The result was an aqueduct with a significantly lower yield than in Trajan’s day. Sixty years after the construction, we know that Pope Alexander VII Chigi sent an engineer Luigi Bernini to measure the Fiora water, and conduct a feasibility study on the possibility of attaching it to the Papal Aqueduct:
According to a report on this spring [i.e. the Fiora Nymphaeum] from 25th February 1667 by the architect Luigi Bernini on the orders of Alexander VII, it is perhaps the foremost of all the Traiana waters.122. Uniquely, we have it for certain, that Pope Paul V, in 1608 bought the major part of the Aqua Trajana from the House of Orsini.
123. It is said the major part of the Aqua Trajana; however, in the instrument of purchase, many veins are excluded, amongst which the vein known as the Madonna della Fiora; (6) of capacity 340 oncie, and all together perhaps they formed as much again as the volume purchased: the combination was so copious!
(6) This source is maybe the principal of the whole antique Trajanic Aqueduct, according to the research, that was done there on the 25th February 1667, the architect Luigi Bernini by the order of Pope Alexander VII: which although it was excluded from the total bought, wanted to have it for his second fountain in St.
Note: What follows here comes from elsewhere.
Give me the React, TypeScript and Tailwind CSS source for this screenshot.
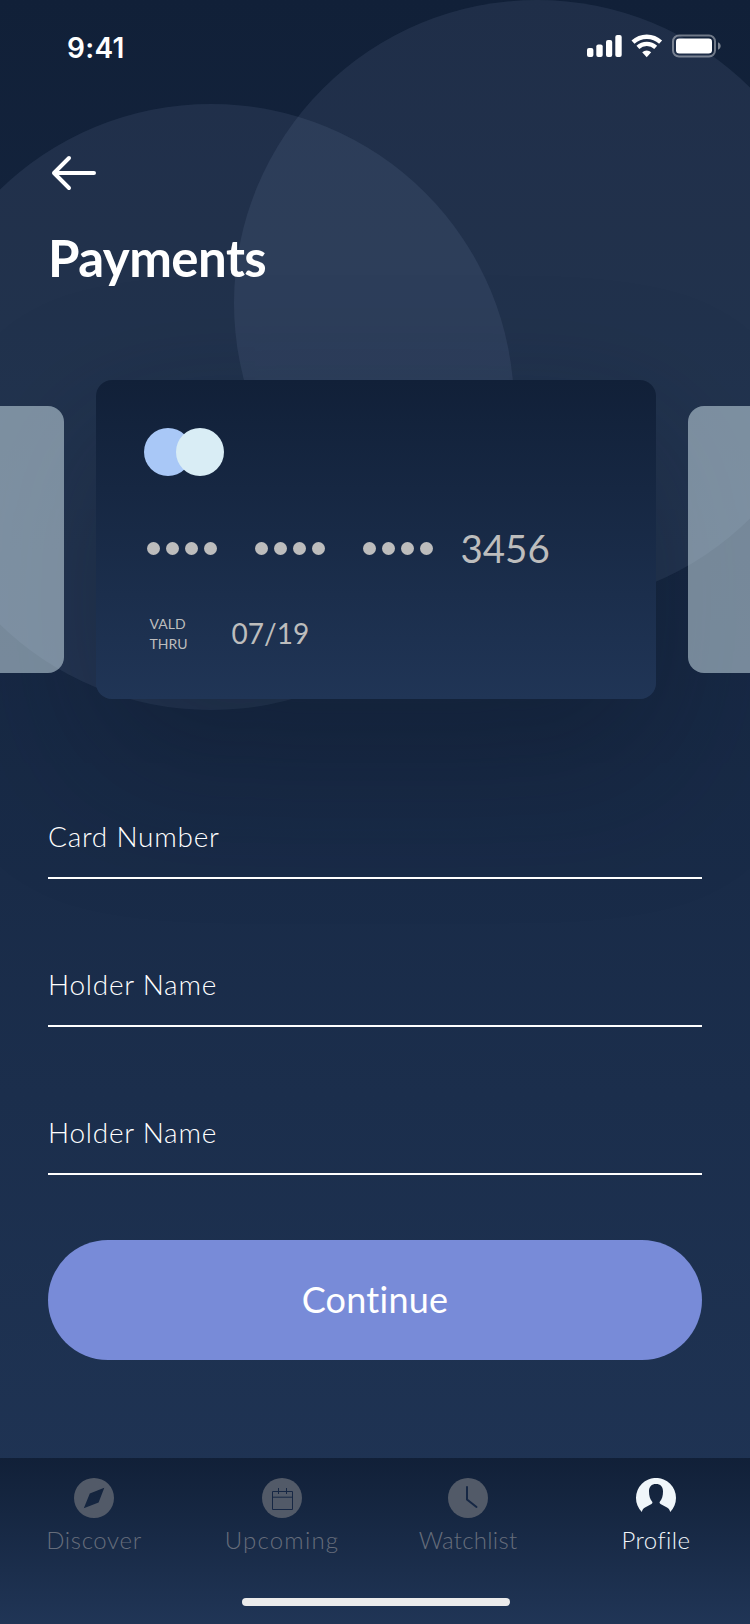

Peter’s Square; not treating water from the Bracciano Lake.
It is born beneath the Church called the Madonna of the Flower in the territory of Manziana, almost at the beginning of the whole ancient conduit. If Bernini’s calculation is exact, it supplied approximately 340 oncie of water of added goodness and lightness.
In front of the church there are remains of connections, tanks, and pieces of conduit above and below where it flows out to drive the grain mills.
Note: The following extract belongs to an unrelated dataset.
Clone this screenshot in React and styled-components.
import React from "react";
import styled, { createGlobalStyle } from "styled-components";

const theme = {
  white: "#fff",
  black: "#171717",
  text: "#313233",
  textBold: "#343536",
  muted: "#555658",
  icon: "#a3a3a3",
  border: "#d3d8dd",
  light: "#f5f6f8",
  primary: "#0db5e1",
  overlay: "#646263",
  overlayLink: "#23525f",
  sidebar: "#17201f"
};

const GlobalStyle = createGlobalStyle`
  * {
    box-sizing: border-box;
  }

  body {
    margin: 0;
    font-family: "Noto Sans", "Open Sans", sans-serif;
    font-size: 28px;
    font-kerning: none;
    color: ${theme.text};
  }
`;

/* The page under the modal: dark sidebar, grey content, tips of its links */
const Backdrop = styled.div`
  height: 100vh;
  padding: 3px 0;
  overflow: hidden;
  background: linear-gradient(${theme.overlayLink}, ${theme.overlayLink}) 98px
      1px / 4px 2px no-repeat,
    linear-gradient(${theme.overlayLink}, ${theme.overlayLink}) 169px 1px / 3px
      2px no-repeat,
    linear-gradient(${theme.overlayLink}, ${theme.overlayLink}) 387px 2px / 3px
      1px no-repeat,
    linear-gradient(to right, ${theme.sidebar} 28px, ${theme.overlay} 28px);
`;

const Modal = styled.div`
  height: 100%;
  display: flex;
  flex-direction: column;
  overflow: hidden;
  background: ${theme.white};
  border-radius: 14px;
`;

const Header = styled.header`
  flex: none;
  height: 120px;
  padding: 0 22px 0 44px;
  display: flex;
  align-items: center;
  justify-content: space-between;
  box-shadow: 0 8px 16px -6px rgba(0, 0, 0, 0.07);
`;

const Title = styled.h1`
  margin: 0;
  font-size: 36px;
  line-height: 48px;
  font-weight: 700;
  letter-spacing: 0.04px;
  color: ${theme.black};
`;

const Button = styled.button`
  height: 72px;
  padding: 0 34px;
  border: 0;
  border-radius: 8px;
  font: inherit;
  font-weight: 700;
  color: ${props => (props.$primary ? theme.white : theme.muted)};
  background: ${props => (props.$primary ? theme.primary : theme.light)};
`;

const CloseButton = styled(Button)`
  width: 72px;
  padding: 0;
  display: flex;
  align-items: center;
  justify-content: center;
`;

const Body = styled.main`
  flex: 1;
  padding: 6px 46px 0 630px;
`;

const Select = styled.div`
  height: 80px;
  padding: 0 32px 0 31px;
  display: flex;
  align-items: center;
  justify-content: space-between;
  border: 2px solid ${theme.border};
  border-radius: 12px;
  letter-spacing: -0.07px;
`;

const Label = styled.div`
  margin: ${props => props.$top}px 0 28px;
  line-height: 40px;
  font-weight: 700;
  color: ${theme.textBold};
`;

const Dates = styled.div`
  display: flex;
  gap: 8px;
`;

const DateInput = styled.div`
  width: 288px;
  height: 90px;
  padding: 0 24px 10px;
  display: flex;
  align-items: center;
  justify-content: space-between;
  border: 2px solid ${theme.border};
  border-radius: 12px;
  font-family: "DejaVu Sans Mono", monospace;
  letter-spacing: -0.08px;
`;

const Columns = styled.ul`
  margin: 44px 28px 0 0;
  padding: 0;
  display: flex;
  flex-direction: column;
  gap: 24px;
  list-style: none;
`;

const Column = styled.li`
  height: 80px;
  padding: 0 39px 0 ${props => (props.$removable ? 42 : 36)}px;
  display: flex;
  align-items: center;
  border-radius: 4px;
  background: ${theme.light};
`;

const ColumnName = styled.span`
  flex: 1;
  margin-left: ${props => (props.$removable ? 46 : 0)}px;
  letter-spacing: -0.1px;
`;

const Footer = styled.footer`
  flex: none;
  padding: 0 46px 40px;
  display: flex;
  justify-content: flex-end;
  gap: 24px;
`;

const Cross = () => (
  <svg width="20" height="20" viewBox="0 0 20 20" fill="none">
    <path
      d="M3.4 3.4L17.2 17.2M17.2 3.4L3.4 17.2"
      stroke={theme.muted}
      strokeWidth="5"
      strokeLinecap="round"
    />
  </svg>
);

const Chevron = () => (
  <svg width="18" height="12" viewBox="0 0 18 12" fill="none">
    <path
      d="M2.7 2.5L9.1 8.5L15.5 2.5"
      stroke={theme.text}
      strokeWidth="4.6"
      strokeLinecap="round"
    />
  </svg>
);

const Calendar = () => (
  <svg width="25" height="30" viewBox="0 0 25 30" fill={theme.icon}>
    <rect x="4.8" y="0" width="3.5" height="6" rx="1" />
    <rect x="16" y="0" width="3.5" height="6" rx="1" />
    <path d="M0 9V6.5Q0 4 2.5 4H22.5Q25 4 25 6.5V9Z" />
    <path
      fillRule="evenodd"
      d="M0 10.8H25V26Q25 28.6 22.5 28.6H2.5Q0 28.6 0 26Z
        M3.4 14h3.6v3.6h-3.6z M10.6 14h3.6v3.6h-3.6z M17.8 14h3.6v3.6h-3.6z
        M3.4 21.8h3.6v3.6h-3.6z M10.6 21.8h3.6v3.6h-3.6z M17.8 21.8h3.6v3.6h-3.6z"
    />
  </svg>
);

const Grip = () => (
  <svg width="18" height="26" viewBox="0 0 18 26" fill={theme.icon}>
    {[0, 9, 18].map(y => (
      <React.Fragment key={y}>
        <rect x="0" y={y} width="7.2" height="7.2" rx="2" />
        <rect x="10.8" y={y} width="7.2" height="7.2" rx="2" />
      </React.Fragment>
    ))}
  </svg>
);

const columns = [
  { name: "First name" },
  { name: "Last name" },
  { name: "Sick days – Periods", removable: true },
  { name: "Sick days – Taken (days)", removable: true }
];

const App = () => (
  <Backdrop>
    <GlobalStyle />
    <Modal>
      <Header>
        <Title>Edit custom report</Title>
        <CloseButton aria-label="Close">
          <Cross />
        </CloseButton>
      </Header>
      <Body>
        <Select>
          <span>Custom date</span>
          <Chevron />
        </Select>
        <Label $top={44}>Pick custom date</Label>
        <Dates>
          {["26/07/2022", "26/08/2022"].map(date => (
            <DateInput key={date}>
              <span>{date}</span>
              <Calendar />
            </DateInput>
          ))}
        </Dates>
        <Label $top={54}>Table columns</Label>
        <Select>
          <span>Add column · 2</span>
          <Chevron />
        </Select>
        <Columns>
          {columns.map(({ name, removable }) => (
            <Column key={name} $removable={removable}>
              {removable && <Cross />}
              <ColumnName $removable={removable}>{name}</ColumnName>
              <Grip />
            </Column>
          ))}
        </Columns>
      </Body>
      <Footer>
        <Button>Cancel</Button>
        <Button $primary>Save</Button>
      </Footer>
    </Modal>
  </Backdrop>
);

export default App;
Bernini had found other water for the mills; and said, that beyond the requirements for the abovementioned fountain; it could be sold in Rome enough to raise 18 to 20 thousand scudos, the costs covered. But in the same year, the Pope died, and everything was put on hold; finally taking water from the lake in 1673.
Carlo Fea, 1832
So in 1612, fresh water supply to the Vatican and the Transtiberim region was restored, re-using much of the ancient duct and the route used by Trajan. Much of the restoration work was carried out by the architects of the Fontana family, whose documentation is still available today.

A huge monumental fountain, often called the "Fontanone" was constructed on the Janiculum Hill overlooking the river Tiber, and another fountain immediately the other side of the river, at the end of Ponte Sisto, where the water crossed the river in eight huge pipes.
But when Paul V re-opened Trajan’s Aqueduct in 1612, and when the monumental display fountains were built to celebrate it later in that century, the best and the most copious water source from ancient times was missing. The Aqua Paola, in its first incarnation was not nearly as copious as in Trajan's time, and by 1673, it was suplimented instead by dirty lake water.
For this reason, in modern Roman slang, something or someone of dubious worth is sometimes refered to as "as good as the Acqua Paola".
However even lake water is sufficient for some purposes, and the Acqua Paola, like its roman forefather provided motive force to a whole series of mills and industry on the right bank of the river Tiber. Whilst the great gift of the pope to the Roman people may not have been drinkable, it did provide Rome with the ability to grind grain, soak tobacco, and make paper.

The other sources have passed into the hands of Rome’s current water supply, and are still flowing and full of water. It is completely due to the fact that the Fiora water was already used for other purposes by early 1600s, and not available for the Acqua Paola, that we are able to explore it today.